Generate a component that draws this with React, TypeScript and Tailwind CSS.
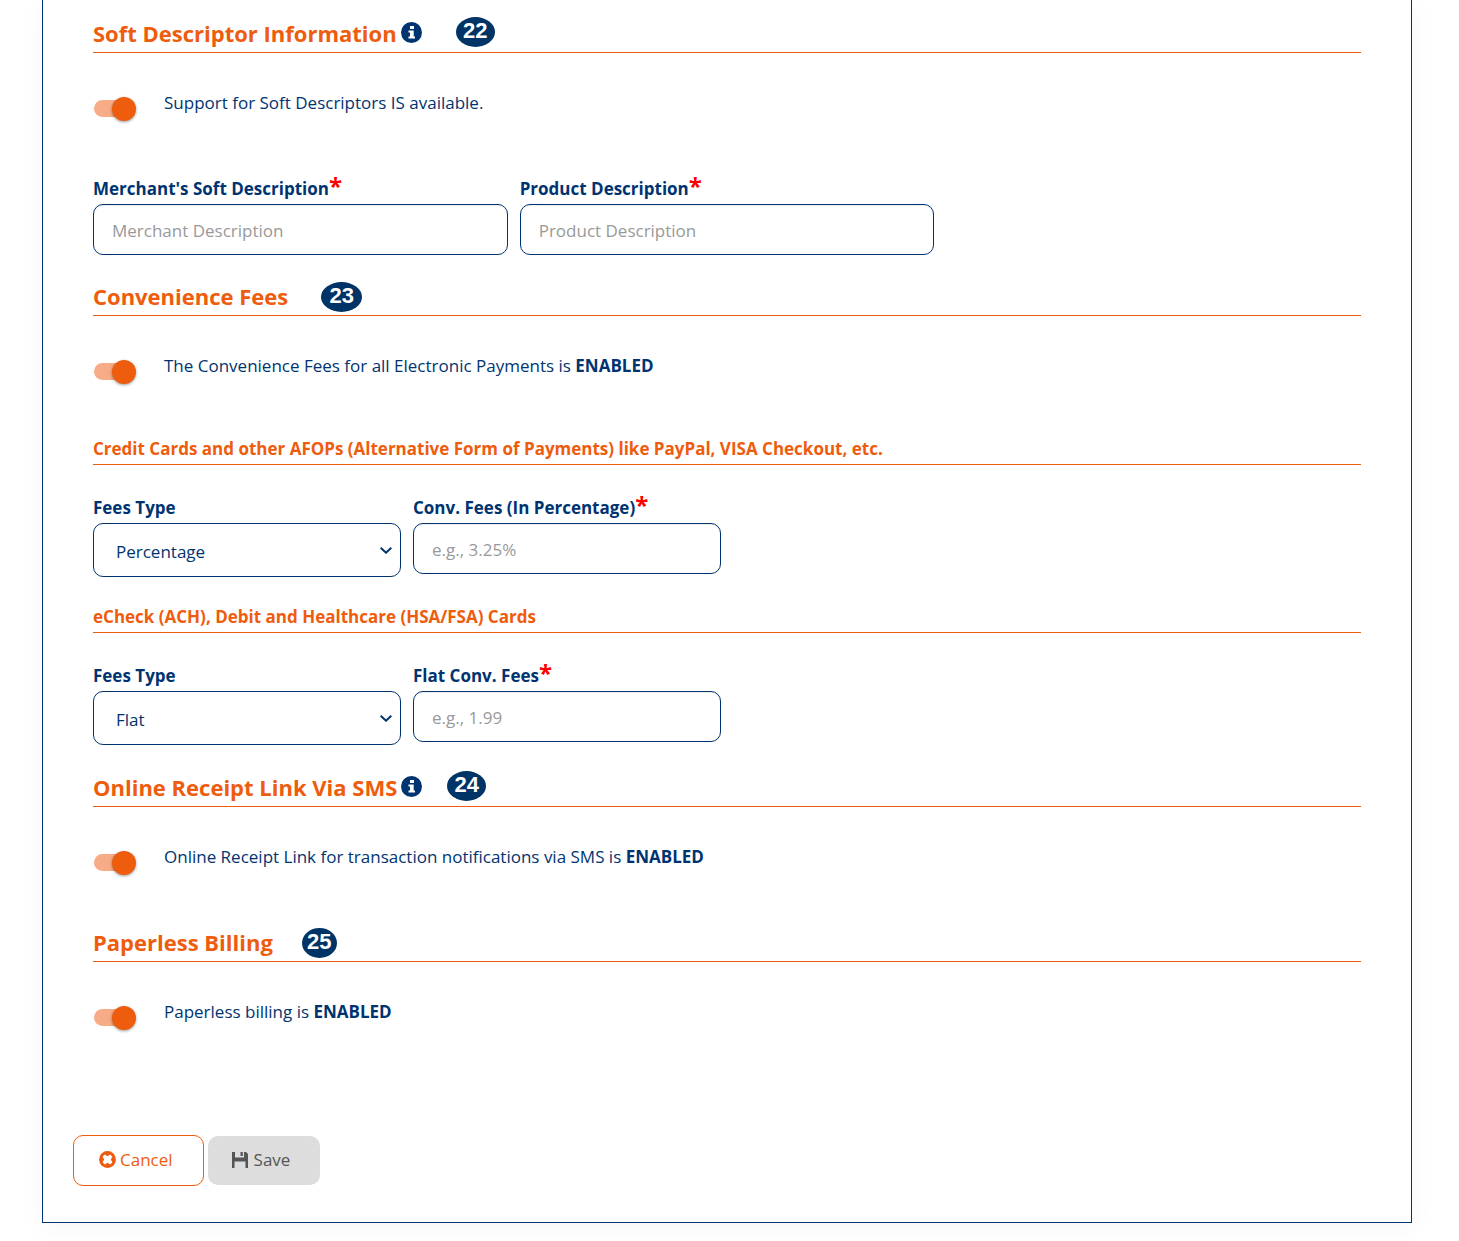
import { useState } from 'react';
import type { ReactNode } from 'react';

const FEES_TYPES = ['Percentage', 'Flat'];

const fieldClass =
  'w-full h-[51px] px-[18px] pt-0.5 rounded-[10px] border border-[#003471] bg-white shadow-[inset_0_1px_1px_rgba(0,0,0,0.075)] placeholder:text-[#999999] focus:outline-none focus:ring-1 focus:ring-[#003471]';

function InfoIcon() {
  return (
    <svg viewBox="0 0 21 21" className="ml-1 h-[21px] w-[21px] shrink-0" aria-hidden="true">
      <circle cx="10.5" cy="10.5" r="10.5" fill="#003471" />
      <rect x="9" y="4" width="4" height="3" fill="#fff" />
      <path d="M7.5 8.5H12.7V14.5H14V16.5H7.5V14.5H9V10.5H7.5Z" fill="#fff" />
    </svg>
  );
}

function CancelIcon() {
  return (
    <svg viewBox="0 0 17 17" className="h-[17px] w-[17px]" aria-hidden="true">
      <circle cx="8.5" cy="8.5" r="8.4" fill="#ee5c0d" />
      <path
        d="M5.8 3.6L8.5 5.2L11.2 3.6L13.4 5.8L11.8 8.5L13.4 11.2L11.2 13.4L8.5 11.8L5.8 13.4L3.6 11.2L5.2 8.5L3.6 5.8Z"
        fill="#fff"
      />
    </svg>
  );
}

function SaveIcon() {
  return (
    <svg viewBox="0 0 16 16" className="h-4 w-4" fill="#555555" aria-hidden="true">
      <path d="M0 0H3V5.5H12V0H14L16 2V16H13.5V9.5H2.5V16H0Z" />
      <path d="M8.5 0H10.8V4H8.5Z" />
    </svg>
  );
}

type SectionHeadingProps = {
  title: string;
  step: number;
  info?: boolean;
  badgeClass: string;
};

function SectionHeading({ title, step, info, badgeClass }: SectionHeadingProps) {
  return (
    <div className="flex items-center border-b border-[#ee5c0d] pb-0.5">
      <h2 className="pb-0.5 text-[22px] leading-[30px] font-bold text-[#ee5c0d]">{title}</h2>
      <div className={info ? 'flex items-center pb-[3px]' : 'flex items-center'}>
        {info && <InfoIcon />}
        <span
          className={`flex h-[30px] items-center justify-center rounded-[50%] bg-[#003366] pb-0.5 font-['Liberation_Sans'] text-[22px] leading-none font-bold text-white ${badgeClass}`}
        >
          {step}
        </span>
      </div>
    </div>
  );
}

function ToggleRow({ id, children }: { id: string; children: ReactNode }) {
  const [checked, setChecked] = useState(true);

  return (
    <div className="mt-[38px] flex items-start">
      <input
        id={id}
        type="checkbox"
        role="switch"
        checked={checked}
        onChange={(e) => setChecked(e.target.checked)}
        className="relative mt-[9px] ml-px h-[17px] w-9 shrink-0 cursor-pointer appearance-none rounded-full bg-gray-300 before:absolute before:-top-[3px] before:-left-1 before:h-6 before:w-6 before:rounded-full before:bg-white before:shadow-[0_1px_3px_rgba(0,0,0,0.4)] before:content-[''] checked:bg-[#f7ab86] checked:before:left-[18px] checked:before:bg-[#ee5c0d]"
      />
      <label htmlFor={id} className="ml-[34px]">
        {children}
      </label>
    </div>
  );
}

function FieldLabel({ htmlFor, required, children }: { htmlFor: string; required?: boolean; children: ReactNode }) {
  return (
    <label htmlFor={htmlFor} className="mb-[3px] flex h-6 font-bold">
      {children}
      {required && <span className="text-2xl leading-[18px] text-[#ff0000]">*</span>}
    </label>
  );
}

function TextField({ id, label, placeholder }: { id: string; label: string; placeholder: string }) {
  return (
    <div>
      <FieldLabel htmlFor={id} required>
        {label}
      </FieldLabel>
      <input id={id} name={id} type="text" placeholder={placeholder} className={fieldClass} />
    </div>
  );
}

function FeesTypeSelect({ id, initial }: { id: string; initial: string }) {
  const [value, setValue] = useState(initial);

  return (
    <div>
      <FieldLabel htmlFor={id}>Fees Type</FieldLabel>
      <div className="relative">
        <select
          id={id}
          name={id}
          value={value}
          onChange={(e) => setValue(e.target.value)}
          className="block h-[54px] w-full appearance-none rounded-[10px] border border-[#003471] bg-white px-[22px] pt-[3px]"
        >
          {FEES_TYPES.map((type) => (
            <option key={type} value={type}>
              {type}
            </option>
          ))}
        </select>
        <svg
          viewBox="0 0 12 8"
          className="pointer-events-none absolute inset-y-0 right-[9px] my-auto h-2 w-3"
          fill="none"
          stroke="#003471"
          strokeWidth="2"
          aria-hidden="true"
        >
          <path d="M0.7 1.7L6 6.7L11.3 1.7" />
        </svg>
      </div>
    </div>
  );
}

function SubHeading({ children }: { children: ReactNode }) {
  return <h3 className="border-b border-[#ee5c0d] pb-[3px] font-bold text-[#ee5c0d]">{children}</h3>;
}

export default function App() {
  return (
    <div className="bg-white pr-[47px] pb-[18px] pl-[42px] font-['Open_Sans',sans-serif] text-[17px] leading-6 text-[#003471]">
      <form
        onSubmit={(e) => e.preventDefault()}
        className="border-x border-b border-[#003471] bg-white pt-[17px] pb-9 shadow-[0_5px_25px_rgba(0,0,0,0.04)]"
      >
        <div className="px-[50px]">
          <section>
            <SectionHeading title="Soft Descriptor Information" step={22} info badgeClass="ml-[34px] w-[39px]" />
            <ToggleRow id="softDescriptors">Support for Soft Descriptors IS available.</ToggleRow>
            <div className="mt-[60px] grid grid-cols-3 gap-3">
              <TextField id="merchantDescription" label="Merchant's Soft Description" placeholder="Merchant Description" />
              <TextField id="productDescription" label="Product Description" placeholder="Product Description" />
            </div>
          </section>

          <section className="mt-[26px]">
            <SectionHeading title="Convenience Fees" step={23} badgeClass="ml-[33px] w-[41px]" />
            <ToggleRow id="convenienceFees">
              The Convenience Fees for all Electronic Payments is <b>ENABLED</b>
            </ToggleRow>

            <div className="mt-[57px]">
              <SubHeading>
                Credit Cards and other AFOPs (Alternative Form of Payments) like PayPal, VISA Checkout, etc.
              </SubHeading>
              <div className="mt-[31px] grid grid-cols-4 gap-3">
                <FeesTypeSelect id="cardFeesType" initial="Percentage" />
                <TextField id="cardFees" label="Conv. Fees (In Percentage)" placeholder="e.g., 3.25%" />
              </div>
            </div>

            <div className="mt-7">
              <SubHeading>eCheck (ACH), Debit and Healthcare (HSA/FSA) Cards</SubHeading>
              <div className="mt-[31px] grid grid-cols-4 gap-3">
                <FeesTypeSelect id="echeckFeesType" initial="Flat" />
                <TextField id="echeckFees" label="Flat Conv. Fees" placeholder="e.g., 1.99" />
              </div>
            </div>
          </section>

          <section className="mt-[26px]">
            <SectionHeading title="Online Receipt Link Via SMS" step={24} info badgeClass="ml-[25px] w-[39px]" />
            <ToggleRow id="receiptLink">
              Online Receipt Link for transaction notifications via SMS is <b>ENABLED</b>
            </ToggleRow>
          </section>

          <section className="mt-14">
            <SectionHeading title="Paperless Billing" step={25} badgeClass="ml-[29px] w-[35px]" />
            <ToggleRow id="paperlessBilling">
              Paperless billing is <b>ENABLED</b>
            </ToggleRow>
          </section>
        </div>

        <div className="mt-[109px] flex items-center gap-1 px-[30px]">
          <button
            type="button"
            className="flex h-[51px] items-center gap-1 rounded-[10px] border border-[#ee5c0d] bg-white pr-[30px] pb-0.5 pl-[25px] text-[#ee5c0d]"
          >
            <CancelIcon />
            Cancel
          </button>
          <button
            type="submit"
            disabled
            className="flex h-[49px] items-center gap-1.5 rounded-[10px] bg-[#dddddd] pr-[30px] pb-0.5 pl-6 text-[#555555]"
          >
            <SaveIcon />
            Save
          </button>
        </div>
      </form>
    </div>
  );
}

REQUEST: Pictures stay out. Repeat only the lines from the beginning of the data through the line that has "const FEES_TYPES = ['Percentage', 'Flat'];".

SOLUTION TO THE EXERCISE:
Generate a component that draws this with React, TypeScript and Tailwind CSS.
import { useState } from 'react';
import type { ReactNode } from 'react';

const FEES_TYPES = ['Percentage', 'Flat'];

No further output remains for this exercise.